One of my oldest memories was how I upset mrs Yvonne in kindergarten because I took a plastic swan-on-wheels (don’t ask) from another kid. Does this say something about my present social skills? Good question, but a new study I found via Best Evidence in Brief does show a link:
Data for the study came from the longitudinal Fast Track project, an intervention designed to reduce aggression in children identiﬁed as high risk for long-term behavioral problems and conduct disorders. As part of Fast Track, nearly 800 children were evaluated by their teachers on a range of social behaviors, such as whether they resolve peer problems, listen to others, and share materials. Each student received a composite score representing his or her overall level of positive social skills/behavior on a scale from 0 (“not at all”) to 4 (“very well”). Using a variety of data sources, researchers monitored these students and their life events, both positive (e.g., obtaining a high school diploma) and negative (e.g., developing a criminal record), until they turned 25.
Findings showed that for every one-point increase in a child’s social competence score in kindergarten, he/she was:
- Twice as likely to attain a college degree in early adulthood
- 54% more likely to earn a high school diploma
- 46% more likely to have a full-time job at the age of 25
For every one-point decrease in a child’s social competence score in kindergarten, he/she had:
- 64% higher chance of having spent time in juvenile detention
- 67% higher chance of having been arrested by early adulthood
- 52% higher rate of recent binge drinking and 82% higher rate of recent marijuana usage
In conclusion, the authors say, “Our results suggest that perceived early social competence at least serves as a marker for important long-term outcomes and at most is instrumental in inﬂuencing other developmental factors that collectively affect the life course. Evaluating such characteristics in children could be important in planning interventions and curricula to improve these social competencies.”
Abstract of the study:
Objectives. We examined whether kindergarten teachers’ ratings of children’s prosocial skills, an indicator of noncognitive ability at school entry, predict key adolescent and adult outcomes. Our goal was to determine unique associations over and above other important child, family, and contextual characteristics.

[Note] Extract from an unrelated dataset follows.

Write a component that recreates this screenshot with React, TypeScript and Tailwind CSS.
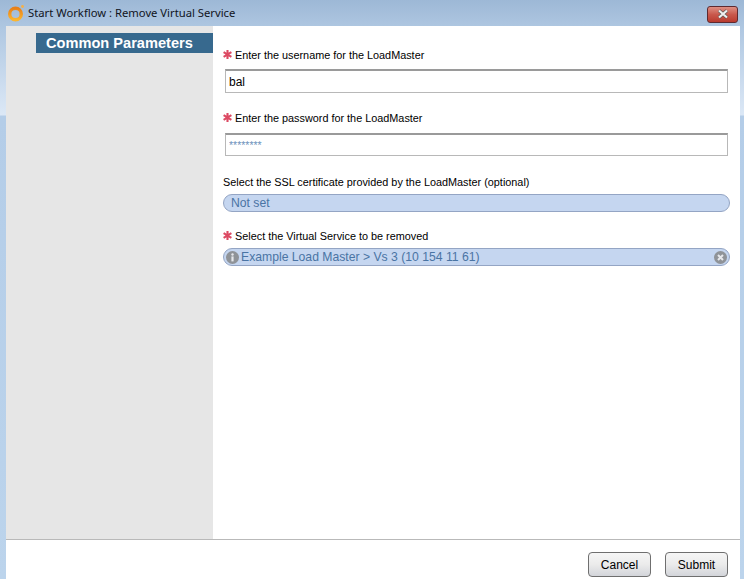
function Star() {
  return (
    <svg className="w-[9px] h-[9px] shrink-0 -mt-[2px]" viewBox="0 0 9 9" stroke="#dc4a63" strokeWidth="2.1">
      <path d="M4.5 0v9M0.6 2.2l7.8 4.6M8.4 2.2l-7.8 4.6" />
    </svg>
  );
}

function Label({ text, required }: { text: string; required?: boolean }) {
  return (
    <div className="flex items-center gap-[3px] h-[14px] text-[10.85px] text-black">
      {required && <Star />}
      <span>{text}</span>
    </div>
  );
}

function Pill({ value, filled }: { value: string; filled?: boolean }) {
  return (
    <div className="flex items-center h-[18px] w-[507px] rounded-[9px] border border-[#94a5c4] bg-[#c5d6f0] text-[12.2px] text-[#4a74a4]">
      {filled ? (
        <>
          <svg className="w-[13px] h-[13px] ml-[2px] shrink-0" viewBox="0 0 13 13">
            <circle cx="6.5" cy="6.5" r="6.5" fill="#8f9398" />
            <circle cx="6.5" cy="3.5" r="1.2" fill="#e6e8ec" />
            <rect x="5.4" y="5.4" width="2.2" height="5" fill="#e6e8ec" />
          </svg>
          <span className="ml-[2px] flex-1">{value}</span>
          <svg className="w-[13px] h-[13px] mr-[2px] shrink-0" viewBox="0 0 13 13">
            <circle cx="6.5" cy="6.5" r="6.5" fill="#8f9398" />
            <path d="M4 4l5 5M9 4l-5 5" stroke="#e6e8ec" strokeWidth="2" />
          </svg>
        </>
      ) : (
        <span className="ml-[7px]">{value}</span>
      )}
    </div>
  );
}

function Btn({ text }: { text: string }) {
  return (
    <button className="w-[63px] h-[25px] rounded-[4px] border border-[#6f6f6f] bg-gradient-to-b from-[#f6f6f6] via-[#ebebeb] to-[#d3d5da] text-[12px] text-black">
      {text}
    </button>
  );
}

export default function App() {
  return (
    <div className="w-[744px] h-[579px] overflow-hidden flex flex-col bg-[linear-gradient(180deg,#9db8d6_0px,#b0c8e2_30px,#dce8f6_115px,#b4cde8_116px,#bcd4ec_579px)] font-['Liberation_Sans',sans-serif]">
      {/* title bar */}
      <div className="h-[26px] shrink-0 flex items-center pl-[7px] pr-[6px]">
        <svg className="w-[18px] h-[18px] shrink-0" viewBox="0 0 18 18" fill="none">
          <defs>
            <linearGradient id="ring" x1="0" y1="0" x2="0" y2="1">
              <stop offset="0" stopColor="#e8801a" />
              <stop offset="1" stopColor="#fbb52e" />
            </linearGradient>
          </defs>
          <circle cx="8.5" cy="10" r="5.8" stroke="url(#ring)" strokeWidth="3.4" />
          <circle cx="15.5" cy="2.5" r="1.4" fill="#f7b045" />
        </svg>
        <span className="ml-[3px] font-['Noto_Sans',sans-serif] text-[11.25px] text-[#10141c]">
          Start Workflow : Remove Virtual Service
        </span>
        <div className="ml-auto mt-[2px] w-[31px] h-[17px] flex items-center justify-center rounded-[3px] border border-[#5e2a30] bg-gradient-to-b from-[#dd8f84] via-[#c9584c] to-[#b93a2e]">
          <svg className="w-[12px] h-[10px]" viewBox="0 0 12 10">
            <path d="M2 1.5l8 7M10 1.5l-8 7" stroke="#555" strokeWidth="3.4" />
            <path d="M2 1.5l8 7M10 1.5l-8 7" stroke="#f0f0f0" strokeWidth="2.2" />
          </svg>
        </div>
      </div>

      {/* window body */}
      <div className="flex-1 min-h-0 ml-[6px] mr-[4px] bg-white flex flex-col">
        <div className="h-[513px] shrink-0 flex">
          <div className="w-[207px] shrink-0 bg-[#e6e6e6] pt-[7px] pl-[30px]">
            <div className="h-[20px] bg-[#37698e] pl-[10px] pt-[2px] flex items-center text-[14.6px] font-bold text-white">
              Common Parameters
            </div>
          </div>
          <div className="flex-1 pl-[10px] pt-[22px]">
            <Label text="Enter the username for the LoadMaster" required />
            <input
              readOnly
              value="bal"
              className="block mt-[7px] ml-[2px] w-[503px] h-[24px] border border-[#b8b8b8] border-t-2 border-t-[#9a9a9a] pl-[3px] text-[12px] text-black outline-none"
            />
            <div className="h-[18px]" />
            <Label text="Enter the password for the LoadMaster" required />
            <input
              readOnly
              value="********"
              className="block mt-[8px] ml-[2px] w-[503px] h-[23px] border border-[#b8b8b8] border-t-2 border-t-[#9a9a9a] pl-[3px] text-[10.5px] text-[#6f93bd] outline-none"
            />
            <div className="h-[19px]" />
            <Label text="Select the SSL certificate provided by the LoadMaster (optional)" />
            <div className="h-[5px]" />
            <Pill value="Not set" />
            <div className="h-[17px]" />
            <Label text="Select the Virtual Service to be removed" required />
            <div className="h-[5px]" />
            <Pill value="Example Load Master > Vs 3 (10 154 11 61)" filled />
          </div>
        </div>
        <div className="flex-1 border-t border-[#b9b9b9] flex justify-end items-start gap-[14px] pt-[12px] pr-[12px]">
          <Btn text="Cancel" />
          <Btn text="Submit" />
        </div>
      </div>
    </div>
  );
}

Methods. Data came from the Fast Track study of low–socioeconomic status neighborhoods in 3 cities and 1 rural setting. We assessed associations between measured outcomes in kindergarten and outcomes 13 to 19 years later (1991– 2000). Models included numerous control variables representing characteristics of the child, family, and context, enabling us to explore the unique contributions among predictors.
Results. We found statistically significant associations between measured social-emotional skills in kindergarten and key young adult outcomes across multiple domains of education, employment, criminal activity, substance use, and mental health.
Conclusions. A kindergarten measure of social-emotional skills may be useful for assessing whether children are at risk for deficits in noncognitive skills later in life and, thus, help identify those in need of early intervention. These results demonstrate the relevance of noncognitive skills in development for personal and public health outcomes.